Its birthday present may be a $2.6 million make-over.
The City Council is expected to conduct a first reading July 18 of a proposal to borrow up to $1.5 million to help pay for the repairs.
Kathleen Grammer, executive director of Friends of the Kotzschmar Organ, said the historic organ is showing its age, especially in the instrument’s wind chest.
The wind chest is a sealed, walk-in room that fills with air when the organ is turned on. A 25-watt fan forces air into the chamber, causing the walls to expand. When keys on the organ controller is pressed, that air is released to corresponding pipes, producing sound.
But Grammer said the 825-square foot wind chest is wearing down and leaking air, which produces an unintended overtone that taints the music.
Grammer said organist Ray Cornils recently spent more than an hour trying to track down and repair a leak.
During a tour of the organ last Friday at Merrill Auditorium, Grammer pointed out black tape that seems to cover every seam in the wind chest, which spans the entire width of the auditorium stage.
She said the organ has been disassembled and removed from the auditorium twice, once in the 1960s and again in the 1990s.
“Most organs are never moved,” she said. “It was traumatic for the instrument.”
Now, the friends are looking at an overhaul of the wind chest, and the reconditioning of the more than 6,800 wooden and soft metal pipes, which range in length from 1 inch to 32 feet.
Assistant City Manager Anita LaChance said in a May memo to the Finance Committee that a bond could be paid for through a surcharge on ticket sales for shows at Merrill Auditorium.
LaChance said a $2 surcharge has been assessed on since 1995 to pay for the most recent round of Merrill renovations. That $2.3 million is was scheduled to be paid off in 2015, but the city expects to make the last payment with a few months, she said.
In addition to the organ repairs, upgrades are also proposed for the hall’s lighting, sound and video systems. Also, the front-house ceiling would be painted.
“Currently, Merrill has a very limited sound system and limited lighting,” LaChance said. “Enhancing these systems will make Merrill more attractive to many promoters.”
Grammer said the friends group, formed in 1981 to care for the organ and promote about 18 concerts a year, is planning to launch a capital campaign to cover about half of the costs. In addition to private fundraising, the group will also pursue grants, she said.
Grammer said the project has been in the pipeline since 2007, when a group of seven organists and restoration experts got together to offer a recommendation. The group unanimously said the instrument should be preserved.
“This organ is a survivor, a national icon and it needs to be saved,” she said.
Grammer said the project will likely take 18 months to complete.

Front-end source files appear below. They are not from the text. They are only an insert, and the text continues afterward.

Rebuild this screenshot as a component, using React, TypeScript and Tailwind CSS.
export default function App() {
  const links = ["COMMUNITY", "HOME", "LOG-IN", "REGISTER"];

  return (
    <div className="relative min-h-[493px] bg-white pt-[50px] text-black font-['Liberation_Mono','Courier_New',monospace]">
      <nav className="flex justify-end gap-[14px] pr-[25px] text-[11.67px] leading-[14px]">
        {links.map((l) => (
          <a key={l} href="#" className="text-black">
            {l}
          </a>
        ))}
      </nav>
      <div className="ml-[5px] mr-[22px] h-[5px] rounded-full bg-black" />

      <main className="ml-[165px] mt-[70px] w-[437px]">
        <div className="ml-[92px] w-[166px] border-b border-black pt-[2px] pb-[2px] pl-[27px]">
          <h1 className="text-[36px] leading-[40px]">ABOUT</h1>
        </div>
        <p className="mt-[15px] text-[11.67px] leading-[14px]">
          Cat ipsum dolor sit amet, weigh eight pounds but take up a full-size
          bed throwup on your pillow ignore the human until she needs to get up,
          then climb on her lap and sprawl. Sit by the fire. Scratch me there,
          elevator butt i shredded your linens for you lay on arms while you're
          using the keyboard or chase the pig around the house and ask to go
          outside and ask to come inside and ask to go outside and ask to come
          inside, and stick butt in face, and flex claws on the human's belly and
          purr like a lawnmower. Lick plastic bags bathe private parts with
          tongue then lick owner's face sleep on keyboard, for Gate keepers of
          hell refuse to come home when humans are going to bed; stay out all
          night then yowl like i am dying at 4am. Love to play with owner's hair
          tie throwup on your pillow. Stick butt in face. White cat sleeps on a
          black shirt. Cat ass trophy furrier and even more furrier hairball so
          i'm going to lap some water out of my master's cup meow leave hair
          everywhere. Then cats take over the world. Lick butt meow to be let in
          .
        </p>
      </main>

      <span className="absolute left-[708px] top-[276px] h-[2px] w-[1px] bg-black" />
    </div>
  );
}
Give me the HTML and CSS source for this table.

If funding is secured, the project would start the day after the organ’s 100th birthday celebration, a week-long event planned for Aug. 17-22, 2012. Events will feature former organ players and will include tours, concerts, workshops and silent films, among others.
Afterwards, the organ will fall silent for about a year and a half.

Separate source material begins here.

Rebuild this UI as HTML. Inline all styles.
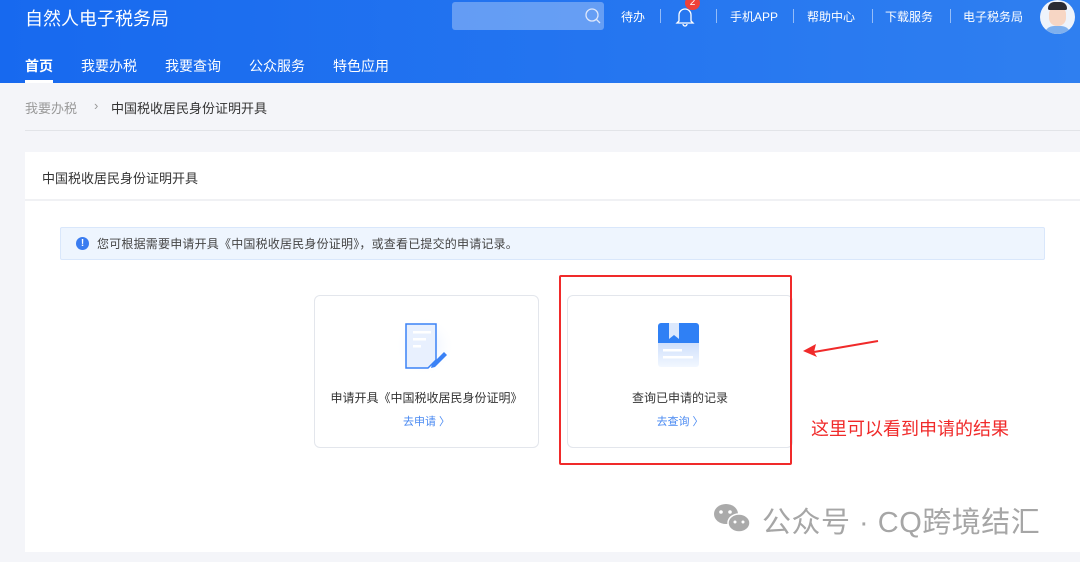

“We have to take it out of City Hall,” Grammer said.
But 18 months will be worth the wait, she said, for those who want to hear the organ sing.
“It will be pristine,” she said.
Kathleen Grammer, executive director of Friends of the Kotzschmar Organ, in front of the oldest working municipal organ, in Portland’s Merrill Auditorium.

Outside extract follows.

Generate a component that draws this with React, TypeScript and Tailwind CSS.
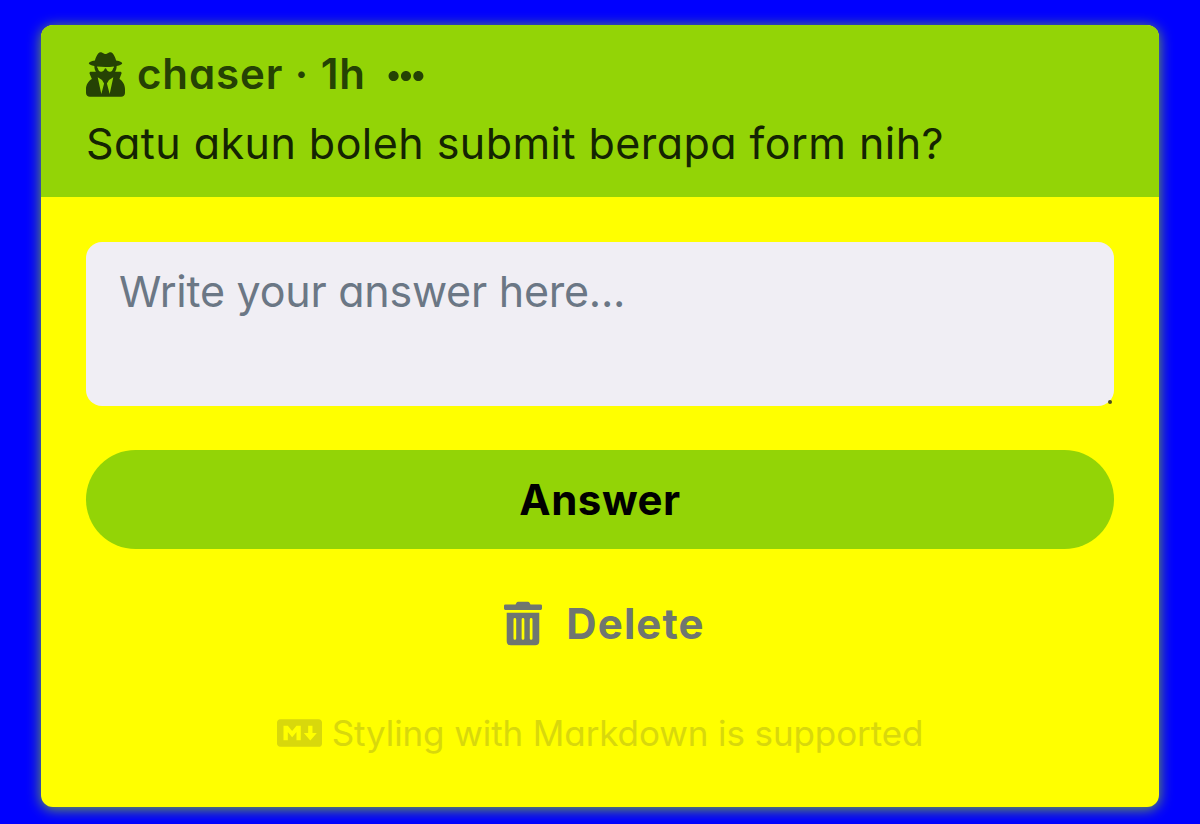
import React from 'react';
import { FaUserSecret, FaEllipsisH, FaTrashAlt, FaMarkdown } from 'react-icons/fa';

const fontClass = "font-['Inter','Noto_Sans',sans-serif] [font-feature-settings:'cv11','ss03']";

export default function App() {
  return (
    <div className={`min-h-[824px] bg-[#0000ff] px-[41px] pt-[25px] pb-[17px] ${fontClass}`}>
      <div className="h-[782px] overflow-hidden rounded-[12px] bg-[#ffff00] shadow-[0_2px_14px_rgba(147,212,6,0.8)]">
        {/* Question header */}
        <div className="h-[172px] bg-[#93d406] px-[45px] pt-[23px]">
          <div className="flex h-[50px] items-center text-[#254204]">
            <FaUserSecret className="mt-[2px] h-[45px] w-[39px] shrink-0" />
            <span className="ml-[12px] text-[42px] font-semibold tracking-[0.9px]">chaser · 1h</span>
            <FaEllipsisH className="ml-[22px] mt-[6px] h-[36px] w-[36px] shrink-0" />
          </div>
          <p className="mt-[18px] text-[43px] leading-[54px] tracking-[0.45px] text-[#142402]">
            Satu akun boleh submit berapa form nih?
          </p>
        </div>

        {/* Answer form */}
        <div className="px-[45px] pt-[45px]">
          <div className="relative">
            <textarea
              className="block h-[164px] w-full resize-none rounded-[16px] bg-[#f0eef4] px-[33px] py-[22px] text-[43px] leading-[54px] tracking-[-0.24px] text-[#14181c] outline-none placeholder:text-[#6b7785]"
              placeholder="Write your answer here..."
            />
            <span className="absolute bottom-[2px] right-[2px] h-[4px] w-[4px] rounded-full bg-[#4a4a20]" />
          </div>
          <button className="mt-[44px] block h-[99px] w-full rounded-full bg-[#93d406] text-center text-[42px] font-bold tracking-[0.5px] text-black">
            Answer
          </button>
          <button className="mt-[49px] flex h-[50px] w-full items-center justify-center pl-[9px] text-[#6f7670]">
            <FaTrashAlt className="h-[45px] w-[38px]" />
            <span className="ml-[24px] text-[42px] font-bold tracking-[1.1px]">Delete</span>
          </button>
          <div className="mt-[60px] flex h-[50px] items-center justify-center text-[#d8d80c]">
            <FaMarkdown className="h-[38px] w-[45px]" />
            <span className="ml-[10px] text-[35px] tracking-[-0.1px]">Styling with Markdown is supported</span>
          </div>
        </div>
      </div>
    </div>
  );
}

Kathleen Grammer of Friends of the Kotzschmar Organpoints out tape that has been used to seal leaks in the organ’s wind chest.
PORTLAND — According to Friends of the Kotzschmar, the organ was the second largest in the world when it was installed in City Hall Auditorium in 1912. It has been upgraded four times over the last 99 years.
Ranks for the swellers and percussion stops were added in 1927; the wind chest was enlarged in 1990; a custom-designed manual console was installed in 2000, and 244 pipes were added in 2003.
The facade, which includes a bust of the organ’s namesake Hermann Kotzschmar, a beloved Portland organist and music teacher who died in 1908, shields the inner workings of the wind chest and more than 6,800 metal and wooden pipes.
A set of 1,500 antiphonal pipes are located above the front-of-house seating area.
Only 12 of the pipes visible from the stage actually produce sound.